Born 28 May 1871 in New York (Manhattan), New York
Died 5 June 1954 in Beacon, New York
Buried Woodlawn Cemetery, Bronx, New York
Elected 4 April 1914 at age forty-two
Francklyn Paris was born in New York in 1871. He was a member of the Century for forty years. From his childhood he was interested in art, and he became—in his own phrase—an architect-decorator. His productions are to be found in the state capitols of Missouri, Minnesota, and West Virginia, in Chicago, in the Detroit library, in the Supreme Court Building at Washington, D.C., and in New Jersey; but his influence extended all over western Europe and America. He was entirely familiar with London, Rome, and Paris and had studied in those cities and admired them and their people.
He belonged to numerous art societies—some important and some obscure—and took the trouble to contribute ideas to them; he was not only useful but well and favorably known throughout the world of art. In 1922 he founded the American Society of the French Legion of Honor. This came to interest him beyond all his other activities, and in 1946 he became president of it. His devotion to the French was amply reciprocated, and his friendships with important families in France was a source of pleasure and satisfaction to him and to them.
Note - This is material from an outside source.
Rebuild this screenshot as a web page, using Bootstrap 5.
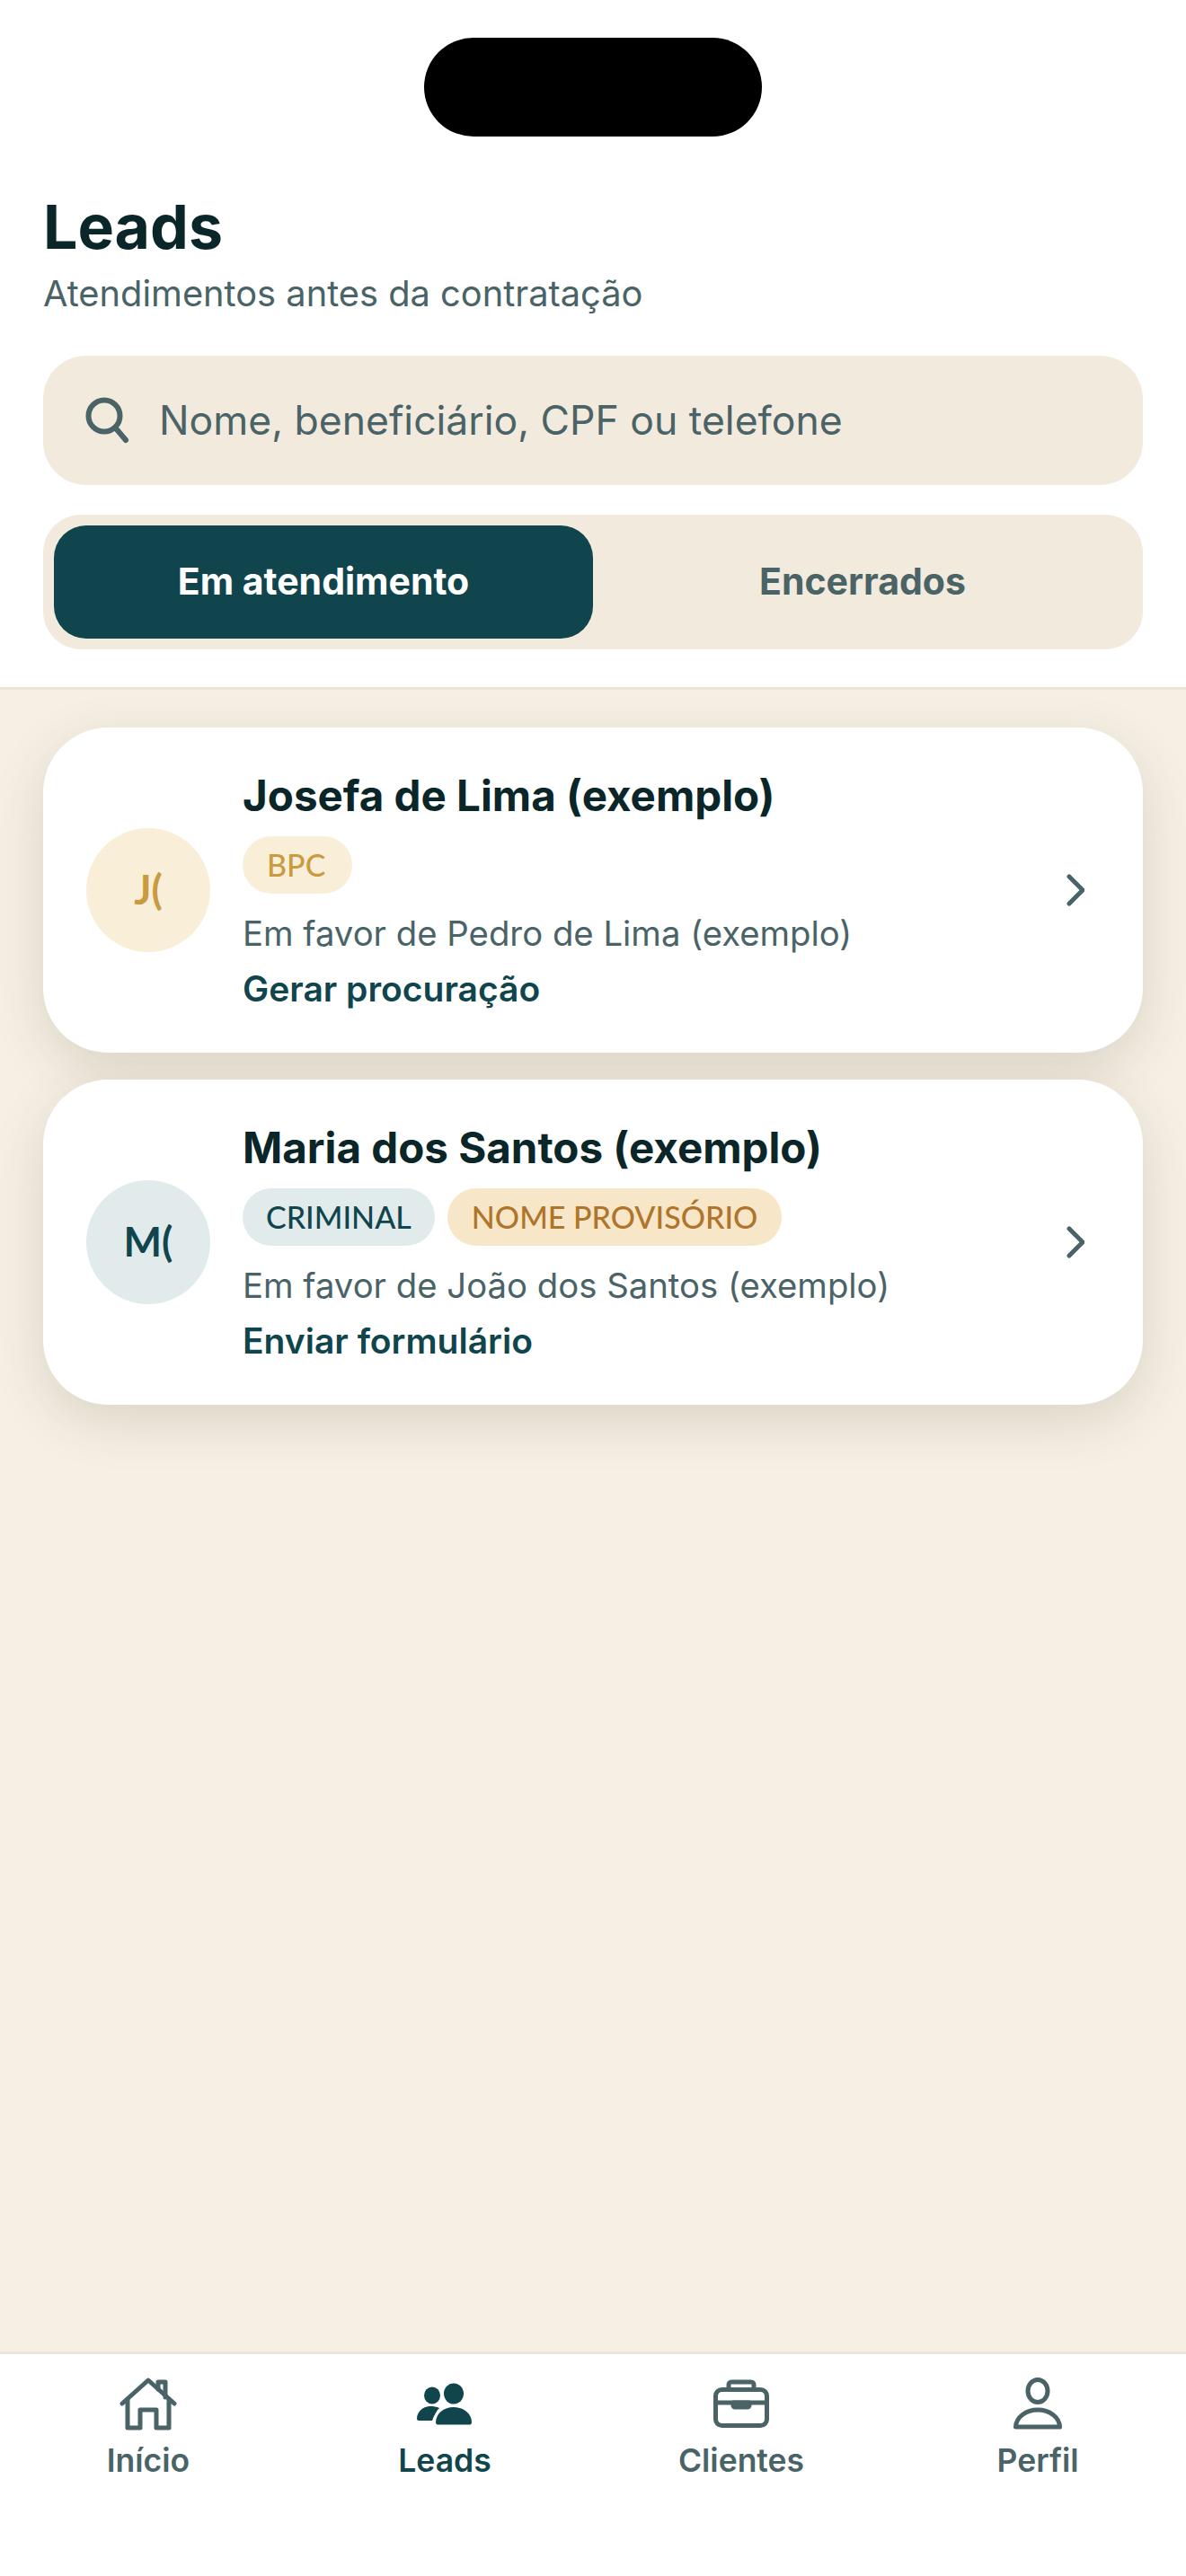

Paris fought in the Spanish War and in the First World War and had a collection of curious yarns of his life as a soldier. He had an attractive way of being detached and objective about himself and his adventures that provoked attention. He was always carefully dressed, temperate in his meats and drinks, and a man of great nobility of spirit. He was loyal to his way of life and untroubled by serious doubts or internal tensions. He lived a long time and traveled much in the realms of gold, and what he saw he understood.